#### SHORT PROBLEM
Skip the pictures and quote all of the lines exactly.

#### RECORDED INFORMATION
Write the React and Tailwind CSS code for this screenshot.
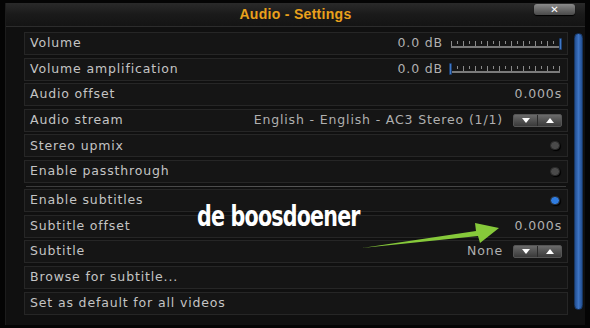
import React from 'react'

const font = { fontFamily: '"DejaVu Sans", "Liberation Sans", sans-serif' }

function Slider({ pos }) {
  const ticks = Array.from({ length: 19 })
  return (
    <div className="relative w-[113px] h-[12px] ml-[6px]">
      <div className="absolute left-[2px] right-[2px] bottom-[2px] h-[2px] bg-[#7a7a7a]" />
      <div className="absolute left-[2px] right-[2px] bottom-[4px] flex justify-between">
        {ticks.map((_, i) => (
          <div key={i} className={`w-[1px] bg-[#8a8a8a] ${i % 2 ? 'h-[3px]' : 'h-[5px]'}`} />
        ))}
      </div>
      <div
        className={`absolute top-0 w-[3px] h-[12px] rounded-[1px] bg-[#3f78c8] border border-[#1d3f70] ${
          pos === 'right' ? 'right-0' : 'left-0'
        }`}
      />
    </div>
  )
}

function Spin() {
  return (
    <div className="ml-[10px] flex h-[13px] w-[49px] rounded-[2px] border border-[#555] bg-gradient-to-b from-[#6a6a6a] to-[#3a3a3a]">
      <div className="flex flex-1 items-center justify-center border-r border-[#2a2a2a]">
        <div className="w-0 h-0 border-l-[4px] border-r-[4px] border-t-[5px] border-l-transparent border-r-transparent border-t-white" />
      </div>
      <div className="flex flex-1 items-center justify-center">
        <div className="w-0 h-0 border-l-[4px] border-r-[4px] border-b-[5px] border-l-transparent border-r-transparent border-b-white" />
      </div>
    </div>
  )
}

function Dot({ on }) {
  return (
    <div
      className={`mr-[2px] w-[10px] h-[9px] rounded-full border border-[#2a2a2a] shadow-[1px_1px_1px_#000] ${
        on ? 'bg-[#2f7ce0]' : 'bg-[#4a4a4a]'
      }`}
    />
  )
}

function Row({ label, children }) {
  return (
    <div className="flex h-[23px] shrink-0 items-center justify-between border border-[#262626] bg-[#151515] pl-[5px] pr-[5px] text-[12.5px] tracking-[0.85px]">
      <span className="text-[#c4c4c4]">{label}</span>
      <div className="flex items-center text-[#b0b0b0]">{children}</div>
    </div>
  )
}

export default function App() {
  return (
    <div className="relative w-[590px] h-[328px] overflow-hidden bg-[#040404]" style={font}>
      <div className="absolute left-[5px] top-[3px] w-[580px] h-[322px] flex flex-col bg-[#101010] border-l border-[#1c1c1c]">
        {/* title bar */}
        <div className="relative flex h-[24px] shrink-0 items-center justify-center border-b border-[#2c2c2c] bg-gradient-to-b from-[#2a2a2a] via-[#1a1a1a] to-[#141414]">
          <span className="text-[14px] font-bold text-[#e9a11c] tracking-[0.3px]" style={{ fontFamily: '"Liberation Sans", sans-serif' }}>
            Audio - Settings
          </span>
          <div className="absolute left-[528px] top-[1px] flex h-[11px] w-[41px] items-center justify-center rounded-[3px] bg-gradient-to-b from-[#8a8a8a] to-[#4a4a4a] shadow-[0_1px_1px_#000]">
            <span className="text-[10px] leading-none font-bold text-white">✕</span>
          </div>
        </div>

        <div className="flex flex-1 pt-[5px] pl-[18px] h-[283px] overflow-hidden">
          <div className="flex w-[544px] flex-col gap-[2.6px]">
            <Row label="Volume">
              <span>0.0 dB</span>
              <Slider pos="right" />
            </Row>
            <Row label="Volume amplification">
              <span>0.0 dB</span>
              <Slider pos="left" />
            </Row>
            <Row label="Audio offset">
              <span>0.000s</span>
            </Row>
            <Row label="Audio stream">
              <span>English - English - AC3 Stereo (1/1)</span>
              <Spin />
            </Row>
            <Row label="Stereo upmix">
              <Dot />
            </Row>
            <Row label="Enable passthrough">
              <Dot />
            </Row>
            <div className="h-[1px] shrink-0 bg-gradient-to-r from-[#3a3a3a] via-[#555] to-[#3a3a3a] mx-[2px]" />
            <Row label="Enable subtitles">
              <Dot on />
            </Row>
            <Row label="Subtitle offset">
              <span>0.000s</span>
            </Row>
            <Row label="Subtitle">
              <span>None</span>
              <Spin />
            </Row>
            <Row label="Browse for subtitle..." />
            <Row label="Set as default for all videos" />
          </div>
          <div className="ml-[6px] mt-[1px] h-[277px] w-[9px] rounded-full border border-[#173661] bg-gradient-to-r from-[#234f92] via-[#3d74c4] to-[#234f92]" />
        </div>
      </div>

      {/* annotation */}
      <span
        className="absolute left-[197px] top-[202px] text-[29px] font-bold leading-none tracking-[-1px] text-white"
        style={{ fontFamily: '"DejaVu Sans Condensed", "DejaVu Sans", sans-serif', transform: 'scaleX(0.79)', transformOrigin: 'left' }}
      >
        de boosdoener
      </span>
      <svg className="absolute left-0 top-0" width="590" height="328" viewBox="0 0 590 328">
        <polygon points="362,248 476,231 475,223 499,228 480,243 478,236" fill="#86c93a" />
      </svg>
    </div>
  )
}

#### OUTPUT BELOW
Write the React and Tailwind CSS code for this screenshot.
import React from 'react'

const font = { fontFamily: '"DejaVu Sans", "Liberation Sans", sans-serif' }

function Slider({ pos }) {
  const ticks = Array.from({ length: 19 })
  return (
    <div className="relative w-[113px] h-[12px] ml-[6px]">
      <div className="absolute left-[2px] right-[2px] bottom-[2px] h-[2px] bg-[#7a7a7a]" />
      <div className="absolute left-[2px] right-[2px] bottom-[4px] flex justify-between">
        {ticks.map((_, i) => (
          <div key={i} className={`w-[1px] bg-[#8a8a8a] ${i % 2 ? 'h-[3px]' : 'h-[5px]'}`} />
        ))}
      </div>
      <div
        className={`absolute top-0 w-[3px] h-[12px] rounded-[1px] bg-[#3f78c8] border border-[#1d3f70] ${
          pos === 'right' ? 'right-0' : 'left-0'
        }`}
      />
    </div>
  )
}

function Spin() {
  return (
    <div className="ml-[10px] flex h-[13px] w-[49px] rounded-[2px] border border-[#555] bg-gradient-to-b from-[#6a6a6a] to-[#3a3a3a]">
      <div className="flex flex-1 items-center justify-center border-r border-[#2a2a2a]">
        <div className="w-0 h-0 border-l-[4px] border-r-[4px] border-t-[5px] border-l-transparent border-r-transparent border-t-white" />
      </div>
      <div className="flex flex-1 items-center justify-center">
        <div className="w-0 h-0 border-l-[4px] border-r-[4px] border-b-[5px] border-l-transparent border-r-transparent border-b-white" />
      </div>
    </div>
  )
}

function Dot({ on }) {
  return (
    <div
      className={`mr-[2px] w-[10px] h-[9px] rounded-full border border-[#2a2a2a] shadow-[1px_1px_1px_#000] ${
        on ? 'bg-[#2f7ce0]' : 'bg-[#4a4a4a]'
      }`}
    />
  )
}

function Row({ label, children }) {
  return (
    <div className="flex h-[23px] shrink-0 items-center justify-between border border-[#262626] bg-[#151515] pl-[5px] pr-[5px] text-[12.5px] tracking-[0.85px]">
      <span className="text-[#c4c4c4]">{label}</span>
      <div className="flex items-center text-[#b0b0b0]">{children}</div>
    </div>
  )
}

export default function App() {
  return (
    <div className="relative w-[590px] h-[328px] overflow-hidden bg-[#040404]" style={font}>
      <div className="absolute left-[5px] top-[3px] w-[580px] h-[322px] flex flex-col bg-[#101010] border-l border-[#1c1c1c]">
        {/* title bar */}
        <div className="relative flex h-[24px] shrink-0 items-center justify-center border-b border-[#2c2c2c] bg-gradient-to-b from-[#2a2a2a] via-[#1a1a1a] to-[#141414]">
          <span className="text-[14px] font-bold text-[#e9a11c] tracking-[0.3px]" style={{ fontFamily: '"Liberation Sans", sans-serif' }}>
            Audio - Settings
          </span>
          <div className="absolute left-[528px] top-[1px] flex h-[11px] w-[41px] items-center justify-center rounded-[3px] bg-gradient-to-b from-[#8a8a8a] to-[#4a4a4a] shadow-[0_1px_1px_#000]">
            <span className="text-[10px] leading-none font-bold text-white">✕</span>
          </div>
        </div>

        <div className="flex flex-1 pt-[5px] pl-[18px] h-[283px] overflow-hidden">
          <div className="flex w-[544px] flex-col gap-[2.6px]">
            <Row label="Volume">
              <span>0.0 dB</span>
              <Slider pos="right" />
            </Row>
            <Row label="Volume amplification">
              <span>0.0 dB</span>
              <Slider pos="left" />
            </Row>
            <Row label="Audio offset">
              <span>0.000s</span>
            </Row>
            <Row label="Audio stream">
              <span>English - English - AC3 Stereo (1/1)</span>
              <Spin />
            </Row>
            <Row label="Stereo upmix">
              <Dot />
            </Row>
            <Row label="Enable passthrough">
              <Dot />
            </Row>
            <div className="h-[1px] shrink-0 bg-gradient-to-r from-[#3a3a3a] via-[#555] to-[#3a3a3a] mx-[2px]" />
            <Row label="Enable subtitles">
              <Dot on />
            </Row>
            <Row label="Subtitle offset">
              <span>0.000s</span>
            </Row>
            <Row label="Subtitle">
              <span>None</span>
              <Spin />
            </Row>
            <Row label="Browse for subtitle..." />
            <Row label="Set as default for all videos" />
          </div>
          <div className="ml-[6px] mt-[1px] h-[277px] w-[9px] rounded-full border border-[#173661] bg-gradient-to-r from-[#234f92] via-[#3d74c4] to-[#234f92]" />
        </div>
      </div>

      {/* annotation */}
      <span
        className="absolute left-[197px] top-[202px] text-[29px] font-bold leading-none tracking-[-1px] text-white"
        style={{ fontFamily: '"DejaVu Sans Condensed", "DejaVu Sans", sans-serif', transform: 'scaleX(0.79)', transformOrigin: 'left' }}
      >
        de boosdoener
      </span>
      <svg className="absolute left-0 top-0" width="590" height="328" viewBox="0 0 590 328">
        <polygon points="362,248 476,231 475,223 499,228 480,243 478,236" fill="#86c93a" />
      </svg>
    </div>
  )
}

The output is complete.